FRANK J. OTERI: That’s so funny because that famous accusation that the nobleman said about The Abduction from the Seraglio—too many notes.

GEORGE CRUMB: Too many notes, my dear Mozart. (laughs) That’s right and Mozart said, “Which notes would you delete, your majesty?”

FRANK J. OTERI: Right. Now to that question then, the question of analysis. What does a listener get from your music following a score that say a listener not following a score might not get?

GEORGE CRUMB: I think that most listeners probably don’t look at a score. Do they really? That’s more, I suppose if you’re a terribly dedicated amateur or an enthusiast about music, maybe you’d get into the notation somewhat, but I think of the score primarily for the performer and anything I invent in terms of the visual aspect I hope will focus musically then to the listener. I think you’re implying another area too maybe, Frank. I never was much into a kind of analysis—self-analysis or any kind of analysis about music. It’s been my experience that people who know nothing about music technically sometimes can have an incredible awareness of everything that’s happening. I can understand that immediately because I feel that same way when I hear Indian music. I wouldn’t know a raga from a balalaika, but I feel that that music is just as clear as a Beethoven, you know.

FRANK J. OTERI: Now in terms of this question, to get back to what you were saying about practicality and mailing your scores to Tokyo and getting a tape back and if it’s your piece than you did something right—um, there’s something delightfully impractical, I think, about your scores. I remember I w
as a high school student and I got a copy of the score of Ancient Voices of Children and I still have it and, in fact, I was going to bring it today and have you autograph it, but we’re carrying all this stuff and I didn’t want to damage it…it’s so huge and it’s hard to carry around!
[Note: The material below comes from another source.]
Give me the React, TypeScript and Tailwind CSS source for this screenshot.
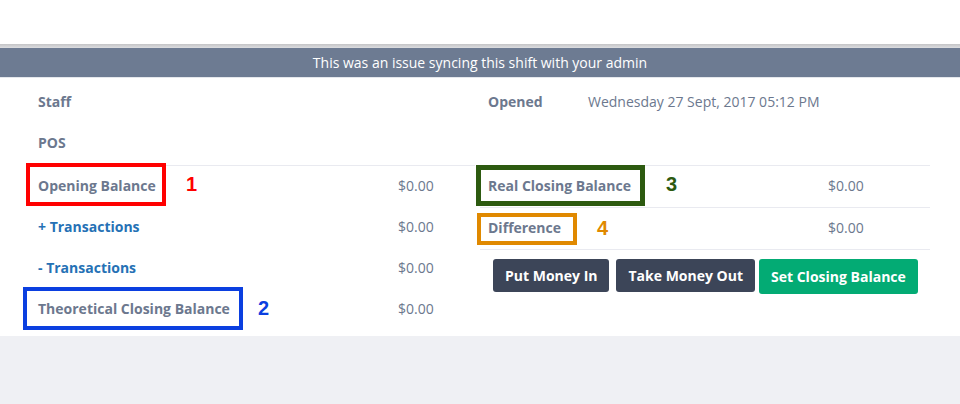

GEORGE CRUMB: It’s hard to carry, yeah.

FRANK J. OTERI: It’s not exactly practical!

GEORGE CRUMB: Some of my scores I call master scores for kangaroos, you know. But it’s true. Hasn’t that become a common thing with lots of composers in our time?

FRANK J. OTERI: Well, it’s interesting, because yesterday we went out to the Subito warehouse and they’re doing all this stuff. They’re providing a service for any composer who pays for their service to have their scores copied and bound and printed up and they have these fancy machines that staple the parts together and hand sew them and glue them and, I thought to myself, “Well, you couldn’t do a George Crumb score.” They certainly couldn’t do the Ancient Voices of Children score. It’s too big.

GEORGE CRUMB: Yeah, yeah. Yeah.

FRANK J. OTERI: So I guess the question for you then is, could these scores have been presented differently and still convey what you wanted to convey?

GEORGE CRUMB: No, in a way I think the size of the score, in a way, was linked to my concept of the notation. For example, there’s a movement as you know, in Ancient Voices, that’s based again on this circular thing.

FRANK J. OTERI: “Dance of the Sacred Life-Cycle.”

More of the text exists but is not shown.